I also know, however, some commercial services that already exist (like the registrant lookup section of domaintools.com, which can search for domains by registrant name) which are impossible unless the site has direct access to a cached copy of the WHOIS database.
Any idea how they got ahold of their data?
There is no publicly known single complete "WHOIS database", if you mean it.
ICANN organizes and keeps information about which registry is responsible for each top level domain and which registrars are entitled for which tlds (e.g. com, net, co.uk, ...).
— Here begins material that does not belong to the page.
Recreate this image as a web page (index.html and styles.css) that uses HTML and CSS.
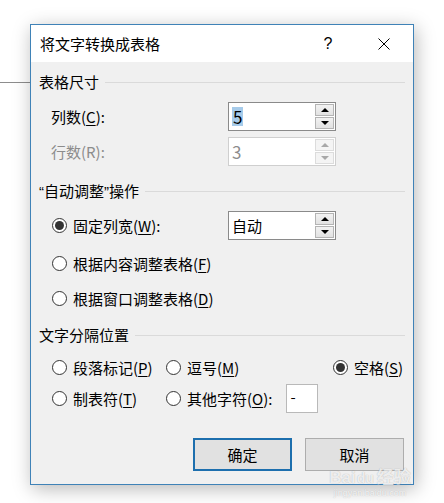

Registries (e.g. Verisign, national registries, ...) keep the general availability information for domains of their allotted tlds. Some generic and country tld registries keep detailed whois information too, as the registrar system has not yet been (or will not be) fully developed for them.
And finally, registrars (GoDaddy, Enom, country code registrars where applicable, ...) have the detailed whois information about the domains registered through them.
So which one of these do you need?
For example Verisign, the biggest registry who is responsible for com/net/... has no rate limit AFAIK, or at least I've never encountered it up to ~40k queries/day.